Akmal Shaikh was executed by lethal injection on Tuesday 29 December 2009
24 December 2009
GENEVA – The UN Special Rapporteur on extrajudicial, summary or arbitrary executions, Philip Alston, today called on the Government of China to cancel the scheduled execution of Mr Akmal Shaikh, who was sentenced to death on drug trafficking charges. “There are very strong indications that Mr Shaikh suffers from mental illness and, on the information available, the Chinese courts failed to take this into account,”Alston said. “Both Chinese and international law clearly indicate that a person who committed a crime while suffering from significant mental illness should not be subjected to the death penalty.”
Alston noted that China has recently taken some important steps to ensure that the death penalty is carried out in accordance with the applicable international standards. “Executing a mentally ill man would be a major step backwards for China and I very much hope that the Government will grant clemency in this case.” He noted that in October 2009 he had requested the Government to review the decision by the judicial authorities to deny the defendant a mental health evaluation, but had received no reply to his communication.

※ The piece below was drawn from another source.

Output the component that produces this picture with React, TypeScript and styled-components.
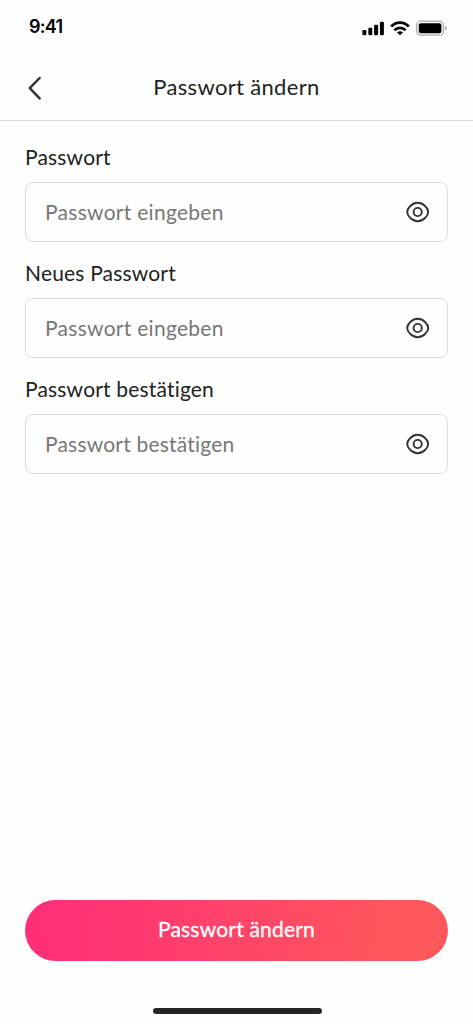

Philip Alston has been Special Rapporteur since 2004 and, as an independent expert, reports to the UN Human Rights Council. He is John Norton Pomeroy Professor of Law at New York University School of Law and his experience in the human rights field includes eight years as Chairperson of the UN Committee on Economic, Social and Cultural Rights, principal legal adviser to UNICEF in the drafting of the Convention on the Rights of the Child, and Special Adviser to the UN High Commissioner for Human Rights.